In early December 1935, two men flew over the last unexplored area on earth – the Antarctic. One of them was the American world-famous explorer Lincoln Ellsworth and the other was Herbert Hollick-Kenyon, a Canadian Airways Ltd. pilot based in Winnipeg. Among his qualifications, Hollick-Kenyon had experience in the ‘specialized art’ of starting airplane engines in cold weather and had played a leading role in search for the marooned 1929 MacAlpine expedition.
It was Ellsworth’s third attempt to fly across the Antarctic. The plane was the Northrop Gamma, the first plane to be built by the newly formed Northup Corporation of California. It was an all-metal, low-wing monoplane powered by a Pratt & Whitney 600 hp radial engine. Its top speed was rated at 230 mph with a cruising radius of 7,000 miles fully fuelled.
Ellsworth and his team sailed to Dundee Island opposite the tip of South America in late 1935. By November 18, the Polar Star was re-assembled, test-flown and ready.

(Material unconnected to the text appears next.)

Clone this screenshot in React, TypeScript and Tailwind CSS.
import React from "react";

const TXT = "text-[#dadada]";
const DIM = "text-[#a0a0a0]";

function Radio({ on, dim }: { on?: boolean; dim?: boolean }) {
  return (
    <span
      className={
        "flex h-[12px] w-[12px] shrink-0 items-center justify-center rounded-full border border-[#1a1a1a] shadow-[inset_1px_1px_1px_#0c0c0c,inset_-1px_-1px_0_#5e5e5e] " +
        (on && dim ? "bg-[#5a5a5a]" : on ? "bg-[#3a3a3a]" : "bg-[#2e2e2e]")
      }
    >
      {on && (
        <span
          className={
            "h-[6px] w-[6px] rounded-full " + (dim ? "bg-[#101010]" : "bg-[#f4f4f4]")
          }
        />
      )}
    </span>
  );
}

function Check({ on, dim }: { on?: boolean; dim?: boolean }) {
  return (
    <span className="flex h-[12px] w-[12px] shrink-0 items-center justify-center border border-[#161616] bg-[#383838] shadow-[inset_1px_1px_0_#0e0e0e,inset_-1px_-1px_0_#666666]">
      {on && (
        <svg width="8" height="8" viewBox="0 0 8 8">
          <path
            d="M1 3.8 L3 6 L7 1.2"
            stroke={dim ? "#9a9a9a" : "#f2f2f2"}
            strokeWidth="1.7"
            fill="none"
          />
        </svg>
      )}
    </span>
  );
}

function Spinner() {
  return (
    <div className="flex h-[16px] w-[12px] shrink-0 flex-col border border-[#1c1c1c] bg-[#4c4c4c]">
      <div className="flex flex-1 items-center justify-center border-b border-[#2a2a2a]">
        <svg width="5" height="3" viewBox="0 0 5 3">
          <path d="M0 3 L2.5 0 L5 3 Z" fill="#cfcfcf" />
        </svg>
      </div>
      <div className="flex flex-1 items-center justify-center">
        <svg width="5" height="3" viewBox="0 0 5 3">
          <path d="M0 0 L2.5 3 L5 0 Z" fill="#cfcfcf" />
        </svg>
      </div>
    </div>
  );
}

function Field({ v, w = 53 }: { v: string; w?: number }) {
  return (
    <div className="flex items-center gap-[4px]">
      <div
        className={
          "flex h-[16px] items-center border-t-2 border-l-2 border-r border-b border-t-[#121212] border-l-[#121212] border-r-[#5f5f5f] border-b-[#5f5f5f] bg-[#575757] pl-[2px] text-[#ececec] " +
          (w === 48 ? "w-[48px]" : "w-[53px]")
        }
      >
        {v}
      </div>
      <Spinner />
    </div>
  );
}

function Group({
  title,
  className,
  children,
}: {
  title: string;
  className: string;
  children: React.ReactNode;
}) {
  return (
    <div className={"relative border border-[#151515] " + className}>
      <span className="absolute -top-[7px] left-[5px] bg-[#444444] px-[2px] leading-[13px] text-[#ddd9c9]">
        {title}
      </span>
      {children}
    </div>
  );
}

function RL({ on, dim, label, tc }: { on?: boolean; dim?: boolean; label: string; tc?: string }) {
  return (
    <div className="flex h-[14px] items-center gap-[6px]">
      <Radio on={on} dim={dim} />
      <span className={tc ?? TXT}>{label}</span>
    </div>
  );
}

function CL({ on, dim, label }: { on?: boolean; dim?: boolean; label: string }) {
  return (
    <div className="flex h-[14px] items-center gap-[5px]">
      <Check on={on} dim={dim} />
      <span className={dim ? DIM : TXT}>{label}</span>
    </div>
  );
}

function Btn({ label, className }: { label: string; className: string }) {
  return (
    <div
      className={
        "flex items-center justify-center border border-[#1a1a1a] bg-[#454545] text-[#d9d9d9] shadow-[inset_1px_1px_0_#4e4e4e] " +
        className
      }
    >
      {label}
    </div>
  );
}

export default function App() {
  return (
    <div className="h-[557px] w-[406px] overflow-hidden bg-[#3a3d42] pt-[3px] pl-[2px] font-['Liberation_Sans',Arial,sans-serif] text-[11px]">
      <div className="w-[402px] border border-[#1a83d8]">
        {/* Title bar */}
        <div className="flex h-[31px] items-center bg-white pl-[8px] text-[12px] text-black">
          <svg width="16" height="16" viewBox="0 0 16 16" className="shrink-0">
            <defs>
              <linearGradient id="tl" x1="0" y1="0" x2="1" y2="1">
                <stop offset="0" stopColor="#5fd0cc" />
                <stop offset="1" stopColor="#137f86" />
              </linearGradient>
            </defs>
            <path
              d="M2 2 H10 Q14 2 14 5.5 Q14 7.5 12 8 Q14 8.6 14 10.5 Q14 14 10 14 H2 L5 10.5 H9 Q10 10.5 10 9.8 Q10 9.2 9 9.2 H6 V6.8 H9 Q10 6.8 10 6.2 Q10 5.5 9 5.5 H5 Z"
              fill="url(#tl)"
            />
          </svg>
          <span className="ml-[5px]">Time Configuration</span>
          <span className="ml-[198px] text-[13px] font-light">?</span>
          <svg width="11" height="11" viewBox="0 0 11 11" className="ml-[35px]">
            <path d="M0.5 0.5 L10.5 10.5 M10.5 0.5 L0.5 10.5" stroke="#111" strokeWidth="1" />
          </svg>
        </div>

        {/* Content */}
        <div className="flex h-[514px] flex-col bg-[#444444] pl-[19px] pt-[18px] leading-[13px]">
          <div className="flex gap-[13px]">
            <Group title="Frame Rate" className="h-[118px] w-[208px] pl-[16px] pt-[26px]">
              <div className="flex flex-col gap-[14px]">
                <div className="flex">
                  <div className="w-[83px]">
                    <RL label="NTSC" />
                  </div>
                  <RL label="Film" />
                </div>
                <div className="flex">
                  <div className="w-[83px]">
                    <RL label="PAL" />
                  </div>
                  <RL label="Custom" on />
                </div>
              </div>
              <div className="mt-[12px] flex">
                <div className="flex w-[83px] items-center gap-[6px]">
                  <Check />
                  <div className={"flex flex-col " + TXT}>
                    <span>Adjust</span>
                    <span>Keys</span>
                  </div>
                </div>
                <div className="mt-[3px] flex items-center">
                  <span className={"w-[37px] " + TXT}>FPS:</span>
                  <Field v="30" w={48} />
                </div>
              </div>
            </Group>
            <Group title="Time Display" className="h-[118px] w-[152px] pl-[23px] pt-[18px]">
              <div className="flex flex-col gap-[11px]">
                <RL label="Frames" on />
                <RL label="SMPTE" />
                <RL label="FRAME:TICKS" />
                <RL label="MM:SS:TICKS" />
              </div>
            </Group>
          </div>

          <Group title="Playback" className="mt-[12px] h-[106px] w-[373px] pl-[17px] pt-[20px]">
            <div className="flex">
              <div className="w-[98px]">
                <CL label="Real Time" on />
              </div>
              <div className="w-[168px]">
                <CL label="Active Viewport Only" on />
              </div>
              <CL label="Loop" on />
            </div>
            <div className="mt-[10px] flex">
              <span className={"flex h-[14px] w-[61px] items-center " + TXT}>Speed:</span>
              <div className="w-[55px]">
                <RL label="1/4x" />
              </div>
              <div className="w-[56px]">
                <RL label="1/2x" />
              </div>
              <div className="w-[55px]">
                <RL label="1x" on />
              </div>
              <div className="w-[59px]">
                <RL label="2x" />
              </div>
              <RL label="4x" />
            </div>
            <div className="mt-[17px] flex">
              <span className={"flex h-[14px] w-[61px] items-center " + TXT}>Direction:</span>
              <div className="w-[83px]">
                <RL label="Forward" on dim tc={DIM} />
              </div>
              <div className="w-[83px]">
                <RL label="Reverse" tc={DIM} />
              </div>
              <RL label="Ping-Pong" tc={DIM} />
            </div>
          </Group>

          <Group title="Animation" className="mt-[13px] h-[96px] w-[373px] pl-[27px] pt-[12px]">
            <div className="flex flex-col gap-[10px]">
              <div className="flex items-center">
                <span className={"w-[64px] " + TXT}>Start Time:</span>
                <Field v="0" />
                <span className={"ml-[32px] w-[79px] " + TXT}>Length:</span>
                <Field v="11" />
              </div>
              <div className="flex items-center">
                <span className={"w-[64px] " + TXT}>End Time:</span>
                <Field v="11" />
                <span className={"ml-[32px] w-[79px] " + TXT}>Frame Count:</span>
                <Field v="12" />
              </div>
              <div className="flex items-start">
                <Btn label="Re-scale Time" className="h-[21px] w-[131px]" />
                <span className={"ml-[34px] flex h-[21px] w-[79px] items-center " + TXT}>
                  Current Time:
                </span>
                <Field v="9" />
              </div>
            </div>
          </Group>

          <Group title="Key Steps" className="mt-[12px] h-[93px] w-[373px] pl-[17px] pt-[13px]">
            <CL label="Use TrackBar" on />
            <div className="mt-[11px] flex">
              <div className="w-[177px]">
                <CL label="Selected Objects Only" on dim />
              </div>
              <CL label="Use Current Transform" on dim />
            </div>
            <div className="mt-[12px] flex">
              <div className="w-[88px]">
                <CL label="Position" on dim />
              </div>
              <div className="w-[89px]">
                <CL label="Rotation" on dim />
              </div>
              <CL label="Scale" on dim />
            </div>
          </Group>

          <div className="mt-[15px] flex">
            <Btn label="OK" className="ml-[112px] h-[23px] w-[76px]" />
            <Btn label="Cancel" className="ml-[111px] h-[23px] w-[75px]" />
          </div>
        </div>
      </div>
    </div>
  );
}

On November 21, with full fuel tanks and three months of emergency rations, Hollick-Kenyon lifted the Polar Star’s 7,600 pounds into the air. Ninety minutes later, they aborted the flight because the glass fuel flow gauge was cracked and likely to burst. They took off the next day, and again aborted the flight, this time due to bad weather.
On November 23, Ellsworth and Hollick- Kenyon took off for the third time. After several hours they lost radio contact with their base and landed after flying 13 hours.

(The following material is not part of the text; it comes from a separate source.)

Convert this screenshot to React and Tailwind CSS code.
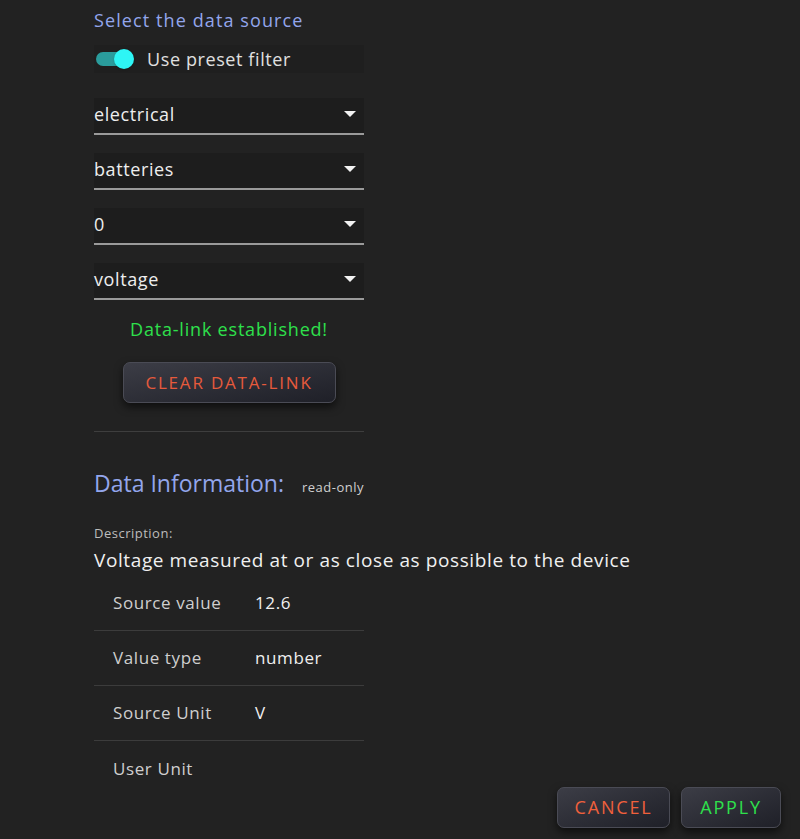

On November 24th, they resumed their journey, but only for another 30 minutes when the weather forced them to land, stranding them for the next three days.
In the afternoon of November 27, Ellsworth and Hollick-Kenyon took off but weather forced them to land after 50 minutes. Another blizzard grounded them a further three days. They were, however, able to determine that they were about 500 miles short of their goal. When the storm ended, it took three days to dig out the Polar Star. The engine fired up in the afternoon of December 3, but they did not take off because still another storm moved in.

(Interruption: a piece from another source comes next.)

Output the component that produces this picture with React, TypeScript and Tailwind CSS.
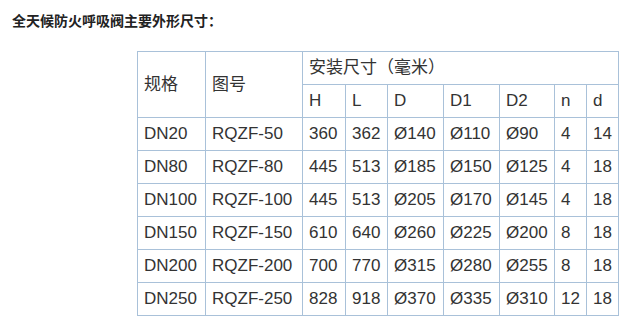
import React from 'react';

const rows = [
  ['DN20', 'RQZF-50', '360', '362', 'Ø140', 'Ø110', 'Ø90', '4', '14'],
  ['DN80', 'RQZF-80', '445', '513', 'Ø185', 'Ø150', 'Ø125', '4', '18'],
  ['DN100', 'RQZF-100', '445', '513', 'Ø205', 'Ø170', 'Ø145', '4', '18'],
  ['DN150', 'RQZF-150', '610', '640', 'Ø260', 'Ø225', 'Ø200', '8', '18'],
  ['DN200', 'RQZF-200', '700', '770', 'Ø315', 'Ø280', 'Ø255', '8', '18'],
  ['DN250', 'RQZF-250', '828', '918', 'Ø370', 'Ø335', 'Ø310', '12', '18'],
];

const widths = [68, 97, 43, 42, 56, 56, 55, 32, 32];
const subHeads = ['H', 'L', 'D', 'D1', 'D2', 'n', 'd'];

const cell = 'border border-[#a9c1d9] pl-[6px] pr-0 h-[33px] p-0 align-middle text-left font-normal whitespace-nowrap';

export default function App() {
  return (
    <div
      className="w-[635px] h-[326px] bg-white text-[#333] overflow-hidden"
      style={{ fontFamily: 'Arial, "Liberation Sans", "Noto Sans CJK SC", sans-serif' }}
    >
      <div className="pl-[12px] pt-[12px] h-[51px] text-[14px] leading-[18px] font-bold text-[#222]">
        全天候防火呼吸阀主要外形尺寸：
      </div>
      <div className="pl-[137px]">
        <table className="border-collapse table-fixed text-[17px] leading-[20px]">
          <colgroup>
            {widths.map((w, i) => (
              <col key={i} style={{ width: w }} />
            ))}
          </colgroup>
          <thead>
            <tr>
              <th rowSpan={2} className={cell}>规格</th>
              <th rowSpan={2} className={cell}>图号</th>
              <th colSpan={7} className={cell}>安装尺寸（毫米）</th>
            </tr>
            <tr>
              {subHeads.map((h) => (
                <th key={h} className={cell}>{h}</th>
              ))}
            </tr>
          </thead>
          <tbody>
            {rows.map((r) => (
              <tr key={r[0]}>
                {r.map((c, i) => (
                  <td key={i} className={cell}>{c}</td>
                ))}
              </tr>
            ))}
          </tbody>
        </table>
      </div>
    </div>
  );
}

Able to fly on December 4, they were airborne for about four hours and landed to check their position and fuel supply.
They took off for the last time only to land an hour later when Polar Star’s engine sputtered and died – they were out of fuel.
Dead reckoning told them they were close to their destination, Little America. But, they didn’t know in which direction.
It took another 11 days, until December 15, for Ellsworth and Hollick-Kenyon to get their bearings and travel the remaining distance, which turned out to be a mere 16 miles. (Navigation depended on accurate sextant readings, something which eluded the pair until they discovered a loose adjusting screw in their instrument.)
The rescue plan consisted of a directive to look for them along the coastline in the vicinity of their destination, Little America, and to continue the search for a set period of time. They were sighted by the British Research Society ship Discovery II on January 15, 1936.
Ellsworth donated the Polar Star to the Smithsonian Institute. Although many international honours were showered on Ellsworth in the wake of the Antarctic adventure, Hollick- Kenyon was not entirely forgotten – one of his many honours was a knighthood, becoming Sir Herbert Hollick-Kenyon. He retired from Canadian Pacific in 1962 and was named to Canada’s Aviation Hall of Fame in 1973. It was also reported that at one point Hollick-Kenyon also operated a motel in British Columbia where few, if any, travellers knew of his adventures. Hollick-Kenyon died at age 78 in 1975 in Vancouver.
A successful polar crossing was not repeated until 1956. The combined achievement of Lincoln Ellsworth and Herbert Hollick-Kenyon is properly recorded as one of the greatest flights in early aviation history.